Several species are endemic to the Usambara forests, including the Usambara eagle-owl (Bubo vosseleri), the Usambara akalat (Sheppardia montana), the Usambara weaver (Ploceus nicolli), the African violet (Saintpaulia ionantha), the tree species Calodendrum eickii.

==Human history==
Historically the Usambara Mountains have been inhabited by the Bantu, Shambaa, and Maasai people who were a mix of agriculturalists and pastoralists.

A Shambaa kingdom based at Vugha was founded by Mbegha in the first half of the 18th century. His grandson Kinyashi Muanga Ike gave the kingdom a stronger political and military structure. Under Kinyashi's son Kimweri ye Nyumbai the kingdom grew to cover both the west and east Usambaras, extending down to the coast and into the Pangani River valley to the south. After Kimweri died in 1862 the kingdom fell apart in a succession struggle.

In the late 19th century when within the Usambara District of German East Africa, German colonialists came into the area bringing with them a mix of cash crops like lumber trees, coffee, tea, and quinine, and also designated forests as reserves for either water conservation or timber use. They also brought many new Western concepts, which often were diametrically opposed to traditional beliefs, such as coexistence with the forest versus forest as a "separate wilderness". The result of colonialism was a massive change in the way forests were perceived in the community, and conversion of traditional agriculture to cultivating cash crops such as quinine, pine trees, bananas, maize, tea, and coffee.

In 1882 Walter von Saint Paul-Illaire, the governor of the Usambara District of German East Africa, collected seeds of a small herb which he sent to his father, who cultivated them into plants. Hermann Wendland, the director of the Herrenhausen Gardens, formally described the plants and recognized them as representing a new species in a new genus, Saintpaulia ionantha, with the English common name African violet. Wendland's scientific name for the plant based the generic name Saintpaulia on von Saint Paul-Ilaire; the specific name he assigned means violet (ion) flower (anthos). In their native Usambara Mountains cloudforests, the plants are threatened with extinction.

Following World War I, it became part of the British mandate territory of Tanganyika. The British administration continued to reserve and exploit forests.

==Development and tourism==
Today, the population of the Usambara Mountains region has one of the highest growth rates (about 4% compared to the Tanzanian national average of 2.1%), a staggering amount of poverty, and highest densities of people in all of Tanzania. Most of the inhabitants are subsistence farmers who rely heavily on the forests around them for timber, medicinal plants, clearing for agriculture, and fuelwood.

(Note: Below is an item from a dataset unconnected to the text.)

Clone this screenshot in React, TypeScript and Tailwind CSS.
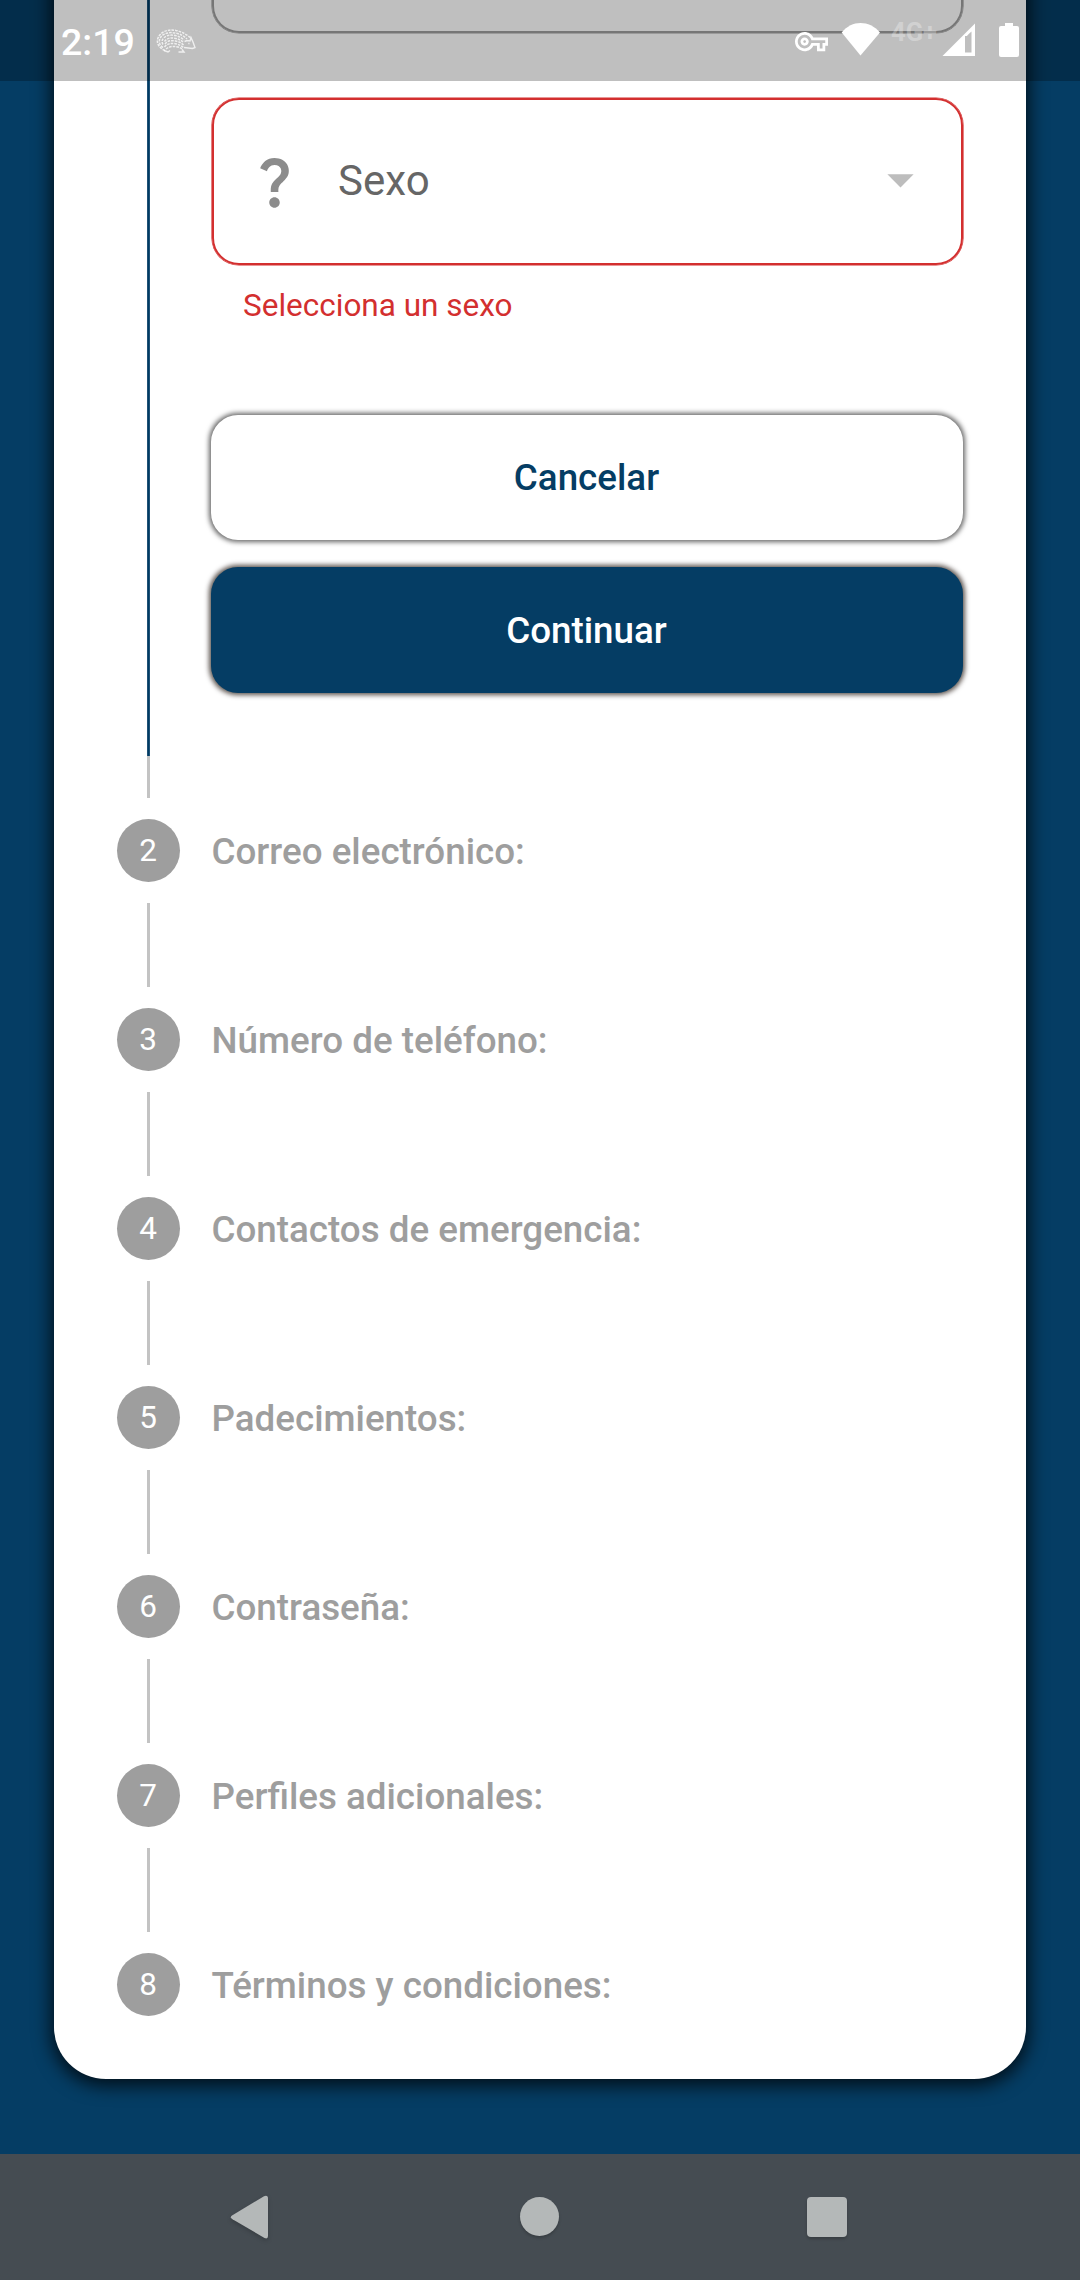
import React from "react";

const pending = [
  { n: 2, label: "Correo electrónico:" },
  { n: 3, label: "Número de teléfono:" },
  { n: 4, label: "Contactos de emergencia:" },
  { n: 5, label: "Padecimientos:" },
  { n: 6, label: "Contraseña:" },
  { n: 7, label: "Perfiles adicionales:" },
  { n: 8, label: "Términos y condiciones:" },
];

function Hedgehog() {
  return (
    <svg className="mt-[29px] ml-[21px] h-[24px] w-[40px]" viewBox="0 0 40 24" fill="none" stroke="#fff" strokeOpacity="0.75">
      <g strokeWidth="1.5" strokeDasharray="2.6 1">
        <path d="M9 21.500C3 19 0 14 2 9C5 2 13 0 20 1.500C26 2.500 31 6 35 9" />
        <path d="M7 18.500C3 16 2.500 12 4.500 8.500C7 4.500 13 2.800 19 4C24 4.800 28 7 31 10" />
        <path d="M7 15.500C5.500 13 6 10.500 8 8.700C11 6 15 5.600 19.500 6.600C23.500 7.500 26 9 28 11" />
        <path d="M8.500 12.500C11 9 14.500 8.500 18.500 9.200C22.500 10 25 11 27.500 13.500" />
        <path d="M9 15C11.500 11.500 15.500 11.200 19.500 12C23 12.700 25.500 14 27.500 16" />
        <path d="M8.500 18C11.500 14.500 15.500 14 19.500 14.700C23 15.500 25.500 17 27.500 18.500" />
        <path d="M10 20C13 17.500 17 17 20.500 17.700C23.500 18.300 25 19 27 20.500" />
      </g>
      <g strokeWidth="1.4">
        <path d="M28.500 12.500L31 11.500L34 12L35 8.500L37 13L39 18.500L36.500 19.500L28 18.500" />
        <path d="M8 21.500L12 23L14 21.500M22.500 23H28L26 20.500" />
        <path d="M32.300 14.500h1.200" />
      </g>
    </svg>
  );
}

function StatusBar() {
  return (
    <div className="absolute inset-x-0 top-0 z-10 flex h-[81px] items-start bg-black/25 text-white">
      <span className="mt-[20px] ml-[61px] w-[74px] text-[37.500px] leading-[44px] font-medium whitespace-nowrap">2:19</span>
      <Hedgehog />
      <div className="ml-auto flex items-start">
        <svg className="mt-[25px] h-[33px] w-[33px]" viewBox="0 0 24 24" fill="currentColor">
          <path d="M22 19h-6v-4h-2.680c-1.140 2.420-3.600 4-6.320 4-3.860 0-7-3.140-7-7s3.140-7 7-7c2.720 0 5.170 1.580 6.320 4H24v6h-2v4zm-4-2h2v-4h2v-2H11.940l-.23-.67C11.010 8.340 9.110 7 7 7c-2.760 0-5 2.240-5 5s2.240 5 5 5c2.110 0 4.010-1.340 4.710-3.330l.23-.67H18v4zM7 15c-1.650 0-3-1.350-3-3s1.350-3 3-3 3 1.350 3 3-1.350 3-3 3zm0-4c-.55 0-1 .45-1 1s.45 1 1 1 1-.45 1-1-.45-1-1-1z" />
        </svg>
        <svg className="mt-[23px] ml-[13px] h-[33px] w-[40px]" viewBox="0 0 40 33" fill="currentColor">
          <path d="M0.700 9.500C6 3 12.500 0 19.500 0C26.500 0 33.500 3 39 9.500L19.500 32.500Z" />
        </svg>
        <span className="mt-[17px] ml-[10px] w-[46px] text-[25.500px] leading-[30px] font-bold text-white/30">4G+</span>
        <svg className="mt-[23px] ml-[5px] h-[33px] w-[33px]" viewBox="0 0 33 33" fill="currentColor" fillRule="evenodd">
          <path d="M0.500 33L33 0.500V33ZM23 13V29.500H29.500V8.500C27 11 25.500 12 25 13Z" />
        </svg>
        <svg className="mt-[23px] mr-[61px] ml-[24px] h-[34px] w-[20px]" viewBox="0 0 20 34" fill="currentColor">
          <path d="M6 0H14V3H18Q20 3 20 5V32Q20 34 18 34H2Q0 34 0 32V5Q0 3 2 3H6Z" />
        </svg>
      </div>
    </div>
  );
}

function ActiveStep() {
  return (
    <section className="flex gap-[32px]">
      <div className="flex w-[63px] justify-center">
        <div className="w-[3px] border-x border-[#1e5075] bg-[#003b63]" />
      </div>
      <div className="flex h-[820px] w-[751px] flex-col">
        <div className="h-[97px] rounded-b-[27px] border-2 border-t-0 border-[#9e9e9e] shadow-[0_0_0_0.6px_#9e9e9e]" />
        <div className="mt-[65px] flex h-[167px] items-center rounded-[27px] border-2 border-[#d32f2f] pr-[29px] pl-[29px] shadow-[0_0_0_0.6px_#d32f2f]">
          <svg className="h-[63px] w-[63px] text-[#8c8c8c]" viewBox="0 0 24 24" fill="currentColor">
            <path d="M11.070 12.850c.77-1.390 2.250-2.210 3.110-3.440.91-1.290.4-3.700-2.180-3.700-1.690 0-2.520 1.280-2.870 2.340L6.540 6.960C7.250 4.830 9.180 3 11.990 3c2.350 0 3.960 1.070 4.780 2.410.7 1.150 1.110 3.300.03 4.900-1.200 1.770-2.350 2.310-2.970 3.450-.25.46-.35.76-.35 2.240h-2.890c-.01-.78-.13-2.050.48-3.150zM14 20c0 1.100-.9 2-2 2s-2-.9-2-2 .9-2 2-2 2 .9 2 2z" />
          </svg>
          <span className="mb-[1px] ml-[32px] text-[42px] leading-[50px] text-[#666666]">Sexo</span>
          <svg className="mb-[4px] ml-auto h-[63px] w-[63px] text-[#bdbdbd]" viewBox="0 0 24 24" fill="currentColor">
            <path d="M7 10l5 5 5-5z" />
          </svg>
        </div>
        <p className="mt-[22px] ml-[31px] text-[31.500px] leading-[38px] text-[#d32f2f]">Selecciona un sexo</p>
        <button className="mt-[90px] -ml-px h-[125px] rounded-[27px] bg-white pt-[1px] pr-[1px] text-[36.750px] font-medium text-[#053d64] shadow-[0_0_5px_1.500px_rgba(0,0,0,0.6)]">
          Cancelar
        </button>
        <button className="mt-[27px] -ml-px h-[126px] rounded-[27px] bg-[#053d64] pt-[1px] pr-[1px] text-[36.750px] font-medium text-white shadow-[0_0_5px_1.500px_rgba(20,8,0,0.7)]">
          Continuar
        </button>
      </div>
    </section>
  );
}

export default function App() {
  return (
    <div className="relative flex h-[2280px] w-[1080px] flex-col overflow-hidden bg-[#053d64] font-['Roboto',sans-serif]">
      <StatusBar />
      <main className="mx-[54px] -mt-[64px] h-[2143px] rounded-b-[52px] bg-white px-[63px] shadow-[0_4px_18px_3px_rgba(0,0,0,0.75)]">
        <ActiveStep />
        <div className="ml-[30px] h-[42px] w-[3px] bg-[#c3c3c3]" />
        <ol className="mt-[21px]">
          {pending.map(({ n, label }) => (
            <li key={n} className="h-[189px] last:h-[63px]">
              <div className="flex h-[63px] items-center gap-[31.500px]">
                <span className="flex h-[63px] w-[63px] items-center justify-center rounded-full bg-[#9e9e9e] pr-[1px] pb-[1px] text-[31.500px] leading-[37px] text-white">
                  {n}
                </span>
                <span className="pt-[2px] text-[36.750px] leading-[44px] font-medium whitespace-nowrap text-[#9e9e9e]">{label}</span>
              </div>
              {n < 8 && <div className="mt-[21px] ml-[30px] h-[84px] w-[3px] bg-[#c3c3c3]" />}
            </li>
          ))}
        </ol>
      </main>
      <nav className="mt-[75px] flex h-[126px] items-start bg-[#454c52] text-[#b4b8b8]">
        <svg className="mt-[41px] ml-[230px] h-[46px] w-[40px] drop-shadow-[0_2px_2px_rgba(0,0,0,0.2)]" viewBox="0 0 40 46" fill="currentColor">
          <path d="M2 20.500L34 1.200Q38 -0.300 38 3.500V41Q38 44.500 34.500 43L2.500 24.300Q-0.500 22.300 2 20.500Z" />
        </svg>
        <span className="mt-[43px] ml-[250px] h-[39px] w-[39px] rounded-full bg-[#b4b8b8] shadow-[0_2px_3px_rgba(0,0,0,0.2)]" />
        <span className="mt-[43px] ml-[248px] h-[40px] w-[40px] rounded-[4px] bg-[#b4b8b8] shadow-[0_2px_3px_rgba(0,0,0,0.2)]" />
      </nav>
    </div>
  );
}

By 2000 nearly 70% of the original forest cover of the East Usambaras had been lost, and over 85% in the West Usambaras. The ecosystems of the Usambaras were significantly disrupted by foreign-controlled logging companies that carried out large-scale deforestation from the 1950s onwards. A sawmill at Tanga processed East Usambara timber, and its output was increased in the 1970s with Finnish development funding. Major land and forest degradation remains a pressing issue.

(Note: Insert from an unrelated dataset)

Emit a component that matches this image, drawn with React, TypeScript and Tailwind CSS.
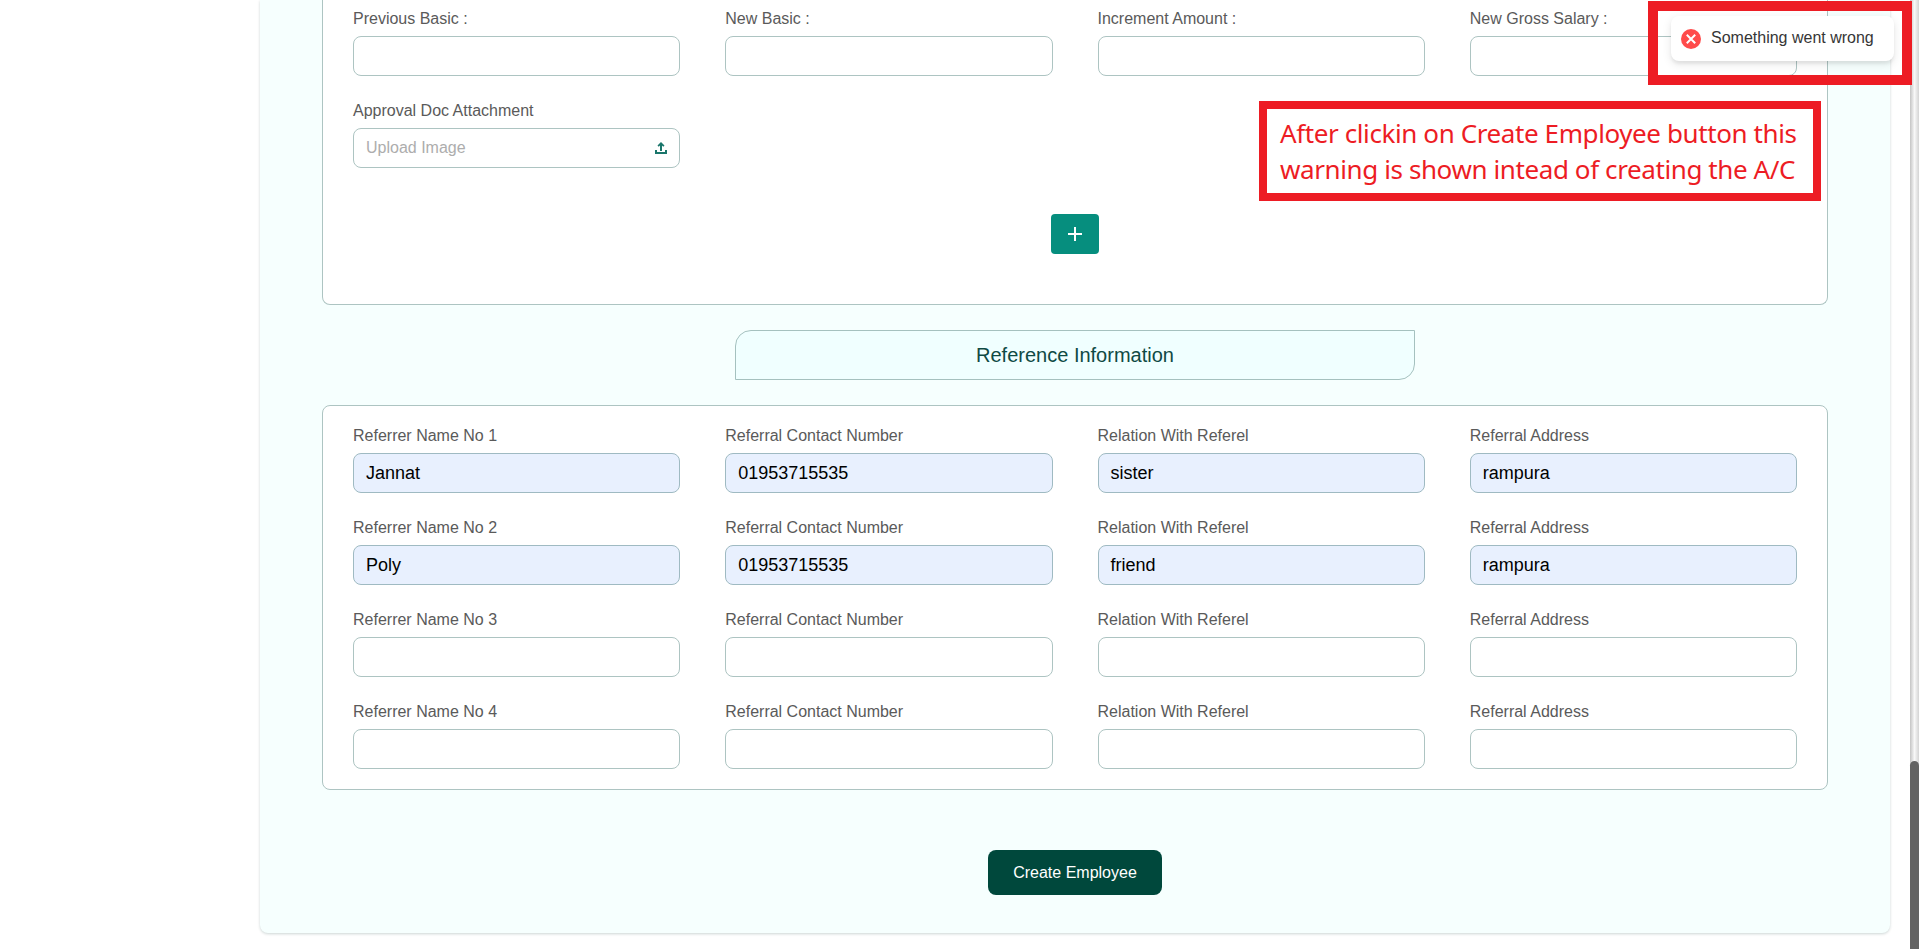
import React from "react";

function Field({ label, value, children }: { label: string; value?: string; children?: React.ReactNode }) {
  return (
    <div className="flex min-w-0 flex-col">
      <label className="mb-[5px] h-6 text-[16px] leading-6 text-[#5a5a5a]">{label}</label>
      <div
        className={
          value
            ? "flex h-10 items-center justify-between rounded-lg border border-[#9fbac2] bg-[#e8f0fe] px-3 text-[18px] text-black"
            : "flex h-10 items-center justify-between rounded-lg border border-[#adc4c2] bg-white px-3 text-[16px] text-[#adadad]"
        }
      >
        {value ? <span>{value}</span> : children}
      </div>
    </div>
  );
}

const referrers = [
  ["Jannat", "01953715535", "sister", "rampura"],
  ["Poly", "01953715535", "friend", "rampura"],
  ["", "", "", ""],
  ["", "", "", ""],
];

export default function App() {
  return (
    <div className="relative flex h-[949px] w-full justify-between overflow-hidden bg-white font-['Liberation_Sans',Arial,sans-serif]">
      <main className="ml-[260px] flex h-[933px] w-[1630px] flex-col items-center rounded-b-lg bg-[#f6fffe] px-[62px] shadow-[0_1px_3px_rgba(0,50,45,0.2)]">
        <section className="h-[305px] w-full shrink-0 rounded-b-lg border border-t-0 border-[#adc4c2] bg-white px-[30px] pt-[7px]">
          <div className="grid grid-cols-4 gap-x-[45px] gap-y-[23px]">
            <Field label="Previous Basic :" />
            <Field label="New Basic :" />
            <Field label="Increment Amount :" />
            <Field label="New Gross Salary :" />
            <Field label="Approval Doc Attachment">
              <span>Upload Image</span>
              <svg className="h-3 w-3" viewBox="0 0 12 12" fill="none" stroke="#1a766b">
                <path d="M1 8V11H11V8" strokeWidth="2" />
                <path d="M6 9V2" strokeWidth="2" />
                <path d="M3.1 4.2L6 1.3L8.9 4.2" strokeWidth="1.7" />
              </svg>
            </Field>
          </div>
          <div className="mt-[46px] flex justify-center">
            <button className="flex h-10 w-12 items-center justify-center rounded bg-[#068e7e]">
              <svg className="h-[14px] w-[14px]" viewBox="0 0 14 14" stroke="white" strokeWidth="2">
                <path d="M7 0V14M0 7H14" />
              </svg>
            </button>
          </div>
        </section>

        <h2 className="mt-[25px] flex h-[50px] w-[680px] shrink-0 items-center justify-center rounded-tl-2xl rounded-br-2xl border border-[#a5c1bf] bg-[#f0ffff] text-[20px] text-[#0f4a44]">
          Reference Information
        </h2>

        <section className="mt-[25px] h-[385px] w-full shrink-0 rounded-lg border border-[#adc4c2] bg-white px-[30px] pt-[18px]">
          <div className="grid grid-cols-4 gap-x-[45px] gap-y-[23px]">
            {referrers.map((row, i) => (
              <React.Fragment key={i}>
                <Field label={`Referrer Name No ${i + 1}`} value={row[0]} />
                <Field label="Referral Contact Number" value={row[1]} />
                <Field label="Relation With Referel" value={row[2]} />
                <Field label="Referral Address" value={row[3]} />
              </React.Fragment>
            ))}
          </div>
        </section>

        <button className="mt-[60px] h-[45px] w-[174px] shrink-0 rounded-lg bg-[#00483c] text-[16px] text-white">
          Create Employee
        </button>
      </main>

      <aside className="flex w-[9px] flex-col justify-end bg-linear-to-r from-[#c4c4c4] via-[#f8f8f8] via-50% to-[#d4d4d4]">
        <div className="h-[188px] rounded-t-full bg-[#636363]" />
      </aside>

      <div className="absolute top-4 left-[1671px] flex h-[45px] w-[223px] items-center rounded-lg bg-white pl-[10px] text-[16px] text-[#363636] shadow-[0_3px_10px_rgba(0,0,0,0.1),0_3px_3px_rgba(0,0,0,0.05)]">
        <svg className="mr-[10px] h-5 w-5" viewBox="0 0 20 20">
          <circle cx="10" cy="10" r="10" fill="#ff4b4b" />
          <path d="M5.8 5.8L14.2 14.2M14.2 5.8L5.8 14.2" stroke="white" strokeWidth="2" />
        </svg>
        <span className="pb-[2px]">Something went wrong</span>
      </div>
      <div className="absolute top-px left-[1648px] h-[84px] w-[264px] border-10 border-[#ed1c24]" />

      <div className="absolute top-[101px] left-[1259px] h-[100px] w-[562px] border-8 border-[#ed1c24] bg-white pt-[6px] pl-[13px] font-['Noto_Sans',sans-serif] text-[26px] leading-9 tracking-[-0.4px] whitespace-nowrap text-[#ed1c24]">
        <p>After clickin on Create Employee button this</p>
        <p>warning is shown intead of creating the A/C</p>
      </div>
    </div>
  );
}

There are still many places that attract visitors looking for experiences beyond developed tourist resorts. These include the trade town of Lushoto with its unique Irente view point, the once-popular German resort Amani Nature Reserve and farm, and Sokoine University of Agriculture's Mazumbai Forest Reserve, which is considered the last example of pristine tropical forest in the East Usambaras. Visitors can also enjoy a trip to Shagayu Rain Forest located in Mpanga village (Mtea ward), Magamba Rain Forest, Mambo Cliffs, Caves or Mambo Footprint dated 1.5 million years ago.